Your implementation addresses the three critical success factors for this type of integration effectively.
For GIS integration architecture, the hybrid batch-plus-event approach is optimal for real estate use cases. Pure event-driven creates unnecessary system load, while pure batch creates data latency issues for critical business decisions. The key is defining which data changes are “critical” - you correctly identified lease lifecycle events as critical while routine metrics are not. To enhance your architecture, consider implementing a priority queue where events are classified as critical (immediate), high (within 1 hour), or standard (next batch cycle). This provides flexibility as business needs evolve without redesigning the integration.
The composite key strategy (SAP building ID + floor level mapped to GIS feature layers) is solid. For organizations scaling beyond 45 locations, recommend adding a global unique identifier (GUID) at the integration layer. This becomes critical when buildings are renumbered, demolished, or repurposed. The GUID persists across SAP and GIS regardless of local ID changes, preventing orphaned records. Store the GUID in both systems as a custom field and use it as the primary matching key, with building ID as a secondary validation key.
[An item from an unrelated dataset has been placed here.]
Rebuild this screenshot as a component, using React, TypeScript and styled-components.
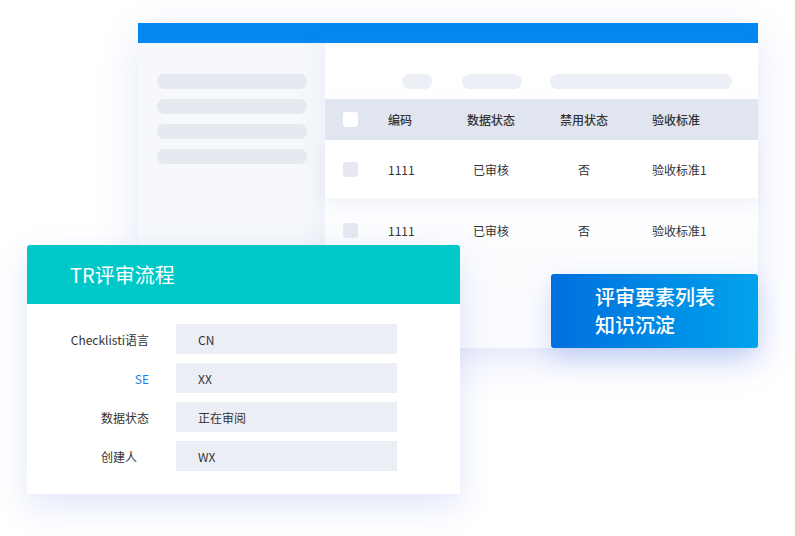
import styled, { createGlobalStyle } from "styled-components";

const GlobalStyle = createGlobalStyle`
  html, body {
    margin: 0;
    padding: 0;
    background: #ffffff;
  }
  body {
    font-family: "Noto Sans CJK SC", "Noto Sans", sans-serif;
    color: #333;
  }
`;

const Stage = styled.div`
  position: relative;
  width: 795px;
  height: 536px;
  overflow: hidden;
  padding: 23px 0 0 138px;
  box-sizing: border-box;
`;

const Window = styled.div`
  width: 620px;
  box-shadow: 0 12px 40px rgba(70, 100, 230, 0.14);
`;

const TopBar = styled.div`
  height: 20px;
  background: #0587f1;
`;

const WindowBody = styled.div`
  display: grid;
  grid-template-columns: 187px 1fr;
  height: 305px;
`;

const Sidebar = styled.div`
  background: #f6f8fb;
  padding: 31px 0 0 19px;
  display: flex;
  flex-direction: column;
  gap: 10px;
`;

const Pill = styled.div<{ $w: number }>`
  width: ${(p) => p.$w}px;
  height: 15px;
  border-radius: 8px;
  background: ${(p) => (p.$w > 120 && p.$w < 160 ? "#e6e9f0" : "#eceff5")};
`;

const Main = styled.div`
  background: linear-gradient(#ffffff, #fafbfe);
  padding-top: 31px;
  box-shadow: -10px 0 20px rgba(120, 140, 200, 0.06);
`;

const PillRow = styled.div`
  display: flex;
  padding-left: 77px;
  gap: 30px;
  margin-bottom: 10px;
  & > :last-child {
    margin-left: -2px;
  }
`;

const Row = styled.div<{ $kind: "head" | "first" | "plain" }>`
  display: grid;
  grid-template-columns: 45px 64px 78px 108px 1fr;
  align-items: center;
  padding-left: 18px;
  height: ${(p) => (p.$kind === "head" ? 41 : p.$kind === "first" ? 58 : 64)}px;
  font-size: 12px;
  font-weight: ${(p) => (p.$kind === "head" ? 500 : 400)};
  background: ${(p) =>
    p.$kind === "head" ? "#e1e5ef" : p.$kind === "first" ? "#ffffff" : "transparent"};
  box-shadow: ${(p) =>
    p.$kind === "first" ? "0 6px 12px rgba(90, 110, 180, 0.07)" : "none"};
  position: relative;
`;

const Check = styled.div<{ $head?: boolean }>`
  width: 15px;
  height: 15px;
  border-radius: 3px;
  background: ${(p) => (p.$head ? "#ffffff" : "#e6e9f1")};
`;

const Cell = styled.div<{ $center?: boolean; $pad?: number }>`
  text-align: ${(p) => (p.$center ? "center" : "left")};
  padding-left: ${(p) => p.$pad ?? 0}px;
  color: #333;
  white-space: nowrap;
`;

const FrontCard = styled.div`
  position: absolute;
  left: 27px;
  top: 245px;
  width: 433px;
  height: 249px;
  background: #ffffff;
  border-radius: 3px;
  box-shadow: 0 12px 34px rgba(70, 100, 220, 0.16);
  overflow: hidden;
`;

const CardHeader = styled.div`
  height: 59px;
  background: #00c8c8;
  color: #ffffff;
  font-size: 20px;
  font-weight: 400;
  display: flex;
  align-items: center;
  padding-left: 43px;
`;

const Form = styled.div`
  padding-top: 20px;
  display: flex;
  flex-direction: column;
  gap: 9px;
`;

const FormRow = styled.div`
  display: grid;
  grid-template-columns: 122px 221px;
  column-gap: 27px;
  align-items: center;
  font-size: 12px;
`;

const Label = styled.div<{ $accent?: boolean; $indent?: number }>`
  text-align: right;
  padding-right: ${(p) => p.$indent ?? 0}px;
  color: ${(p) => (p.$accent ? "#1a7fe0" : "#333")};
`;

const Value = styled.div`
  height: 30px;
  background: #eceef6;
  display: flex;
  align-items: center;
  padding-left: 22px;
  color: #333;
`;

const Badge = styled.div`
  position: absolute;
  left: 551px;
  top: 274px;
  width: 207px;
  height: 74px;
  border-radius: 3px;
  background: linear-gradient(90deg, #006fdf, #00a3ec);
  box-shadow: 0 10px 26px rgba(40, 90, 220, 0.2);
  color: #ffffff;
  font-size: 20px;
  font-weight: 500;
  line-height: 28px;
  display: flex;
  flex-direction: column;
  justify-content: center;
  padding-left: 44px;
  box-sizing: border-box;
`;

const rows = [
  { code: "1111", state: "已审核", disabled: "否", std: "验收标准1" },
  { code: "1111", state: "已审核", disabled: "否", std: "验收标准1" },
];

const fields = [
  { label: "Checklisti语言", value: "CN" },
  { label: "SE", value: "XX", accent: true },
  { label: "数据状态", value: "正在审阅" },
  { label: "创建人", value: "WX", indent: 12 },
];

function App() {
  return (
    <>
      <GlobalStyle />
      <Stage>
        <Window>
          <TopBar />
          <WindowBody>
            <Sidebar>
              {[0, 1, 2, 3].map((i) => (
                <Pill key={i} $w={150} />
              ))}
            </Sidebar>
            <Main>
              <PillRow>
                <Pill $w={30} />
                <Pill $w={60} />
                <Pill $w={182} />
              </PillRow>
              <Row $kind="head">
                <Check $head />
                <Cell>编码</Cell>
                <Cell $center>数据状态</Cell>
                <Cell $center>禁用状态</Cell>
                <Cell $pad={14}>验收标准</Cell>
              </Row>
              {rows.map((r, i) => (
                <Row key={i} $kind={i === 0 ? "first" : "plain"}>
                  <Check />
                  <Cell>{r.code}</Cell>
                  <Cell $center>{r.state}</Cell>
                  <Cell $center>{r.disabled}</Cell>
                  <Cell $pad={14}>{r.std}</Cell>
                </Row>
              ))}
            </Main>
          </WindowBody>
        </Window>
        <FrontCard>
          <CardHeader>TR评审流程</CardHeader>
          <Form>
            {fields.map((f) => (
              <FormRow key={f.label}>
                <Label $accent={f.accent} $indent={f.indent}>
                  {f.label}
                </Label>
                <Value>{f.value}</Value>
              </FormRow>
            ))}
          </Form>
        </FrontCard>
        <Badge>
          <span>评审要素列表</span>
          <span>知识沉淀</span>
        </Badge>
      </Stage>
    </>
  );
}

export default App;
For data mapping automation, your geocoding validation during initial load is good practice. To further automate, implement continuous validation: run weekly geocoding verification jobs comparing SAP addresses against GIS coordinates. Flag any buildings where address-to-coordinate distance exceeds 50 meters for review. This catches address updates in SAP that don’t trigger re-geocoding. Also implement reverse geocoding - when GIS coordinates change (building renovation, address correction), automatically update SAP address fields if they differ.
For real-time sync implementation, the 4-hour batch frequency is reasonable for cost and utilization data. However, consider reducing to 1-hour batches for space assignment data - desk assignments can change multiple times per day in flexible workspace environments, and 4-hour lag reduces the value of occupancy reporting. Use incremental data extraction in SAP Data Services (delta loads based on change timestamps) to minimize system impact of more frequent batches.
Regarding your reporting improvements, the correlation between space costs and utilization is powerful. Extend this by calculating derived metrics in the integration layer: cost per occupied desk (not just per square meter), utilization efficiency scores by building, and underutilized space identification. These calculated fields should be stored back in SAP custom tables for financial analysis and in GIS for spatial visualization. This way, both systems have complete analytical capability without requiring cross-system queries.
One enhancement for future phases: implement predictive analytics on the integrated dataset. With historical occupancy patterns from GIS and cost data from SAP, you can forecast future space needs and optimize lease renewals. Use SAP Predictive Analytics or integrate with external ML platforms, feeding the combined SAP-GIS dataset for training models.
For organizations implementing similar integrations, key lessons from this use case: Start with master data alignment - ensure building hierarchies match between systems before building integration. Implement robust error handling - spatial data mismatches are common and need clear exception workflows. Plan for data volume growth - occupancy sensor data grows exponentially; archive historical data regularly. Document mapping rules thoroughly - when buildings are renovated or repurposed, clear mapping documentation prevents integration failures.
The business impact you achieved - eliminating 2-3 week reporting lag and providing real-time visibility - demonstrates the value of proper master data integration. This should serve as a model for other asset-intensive industries (manufacturing facilities, retail locations, healthcare campuses) where operational data and financial data are traditionally siloed.